The head is actually rather good if one considers it not as a Plesiosaurus, but as a longer-snouted relative such as Attenborosaurus. It is certainly the most accurate part of the sculpt. The eyes are correctly positioned midway along the skull, the nostrils are accurately retracted close to the eyes, and there are depressions at the back, on the top of the skull that roughly correspond to the temporal openings. The mouth is closed and doesn’t articulate like some other Papo figures. The teeth form a mean-looking interlocking mesh. Some ridges on the skull do not correspond with true plesiosaurian anatomy, but I’m rather impressed overall, it is excellently sculpted and convincingly plesiosaurian. Moving on to the body though, things start to go downhill.
The neck forms an S-shape curve like a Nessie. Although plesiosaurs had some limited flexibility in their neck, this posture is beyond those limits. The neck was held out directly in front of the body in real plesiosaurs. The body of the Papo plesiosaur is short and deep – too short. The flippers are also rather stubby, especially the hind flippers, which are too short again. All four flippers have a distinct ‘elbow’/’knee’, which is characteristic of the plesiosaur Cryptoclidus (but not Plesiosaurus). The overall pose is pretty static and dull, which contrasts greatly to the dynamic poses of many other Papo figures. There are a few small bumps or blemishes along with many scratches on the surface, which add character to the piece.
Peculiarly, the tail has a slight diamond-shape flattened fin. Plesiosaurs are sometimes depicted with a vertical tail fin and there is some evidence to back this up, however, there is no evidence for a horizontal fin as depicted in this figure. A horizontal fin is characteristic of marine mammals and some movie monsters, maybe Papo took inspiration from “The Water Horse” or a similar movie, which could account for this anatomical blooper?

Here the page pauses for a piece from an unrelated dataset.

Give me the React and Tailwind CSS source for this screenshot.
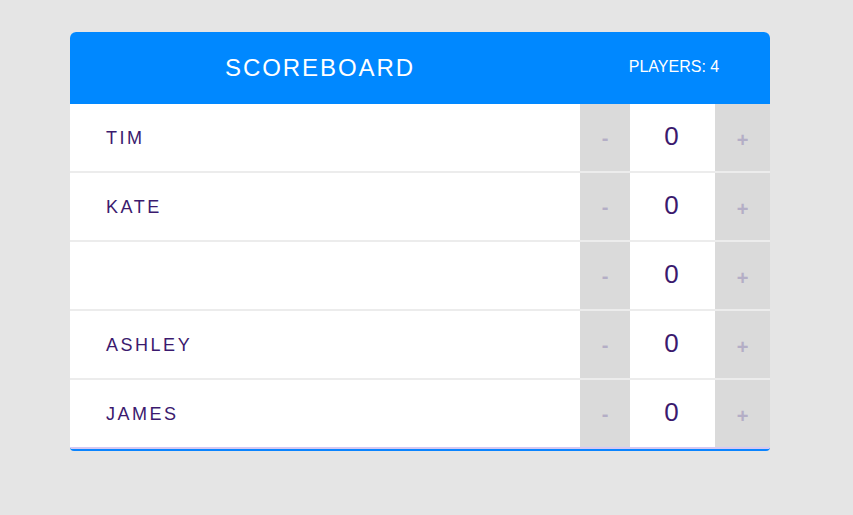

The colouration is dark grey on top with paler grey below. There is a pale patch on the side of the snout and the teeth are picked out in white. The paint is neatly applied with great detail on the head but rather crudely on the flippers and body. The pattern and shades are almost identical to those of a plesiosaur model featured in a BBC documentary on Loch Ness, the model is now on display in the Oxford Museum in the UK. Photos of this highly inaccurate model (arbitrarily attributed to Cryptoclidus) are common on the web, so I’d wager that this was the primary inspiration for Papo. At 23 cm long, this is a sizable figure.
In conclusion, the Papo Plesiosaurus can’t be regarded as a Plesiosaurus, but an unusual mix of various plesiosaur species, movie creatures, and legendary monsters. It’s really not as bad as it could have been, but nor is it up there with the Papo Allosaurus (which I maintain is still the best widely available dinosaur toy). I find it difficult to dislike the figure entirely and the head is almost redeeming, but if I’m going to put my palaeontologist hat on (as I typically do when I write these reviews), then this figure must be regarded as failure. Which is a real shame as this figure had so much potential.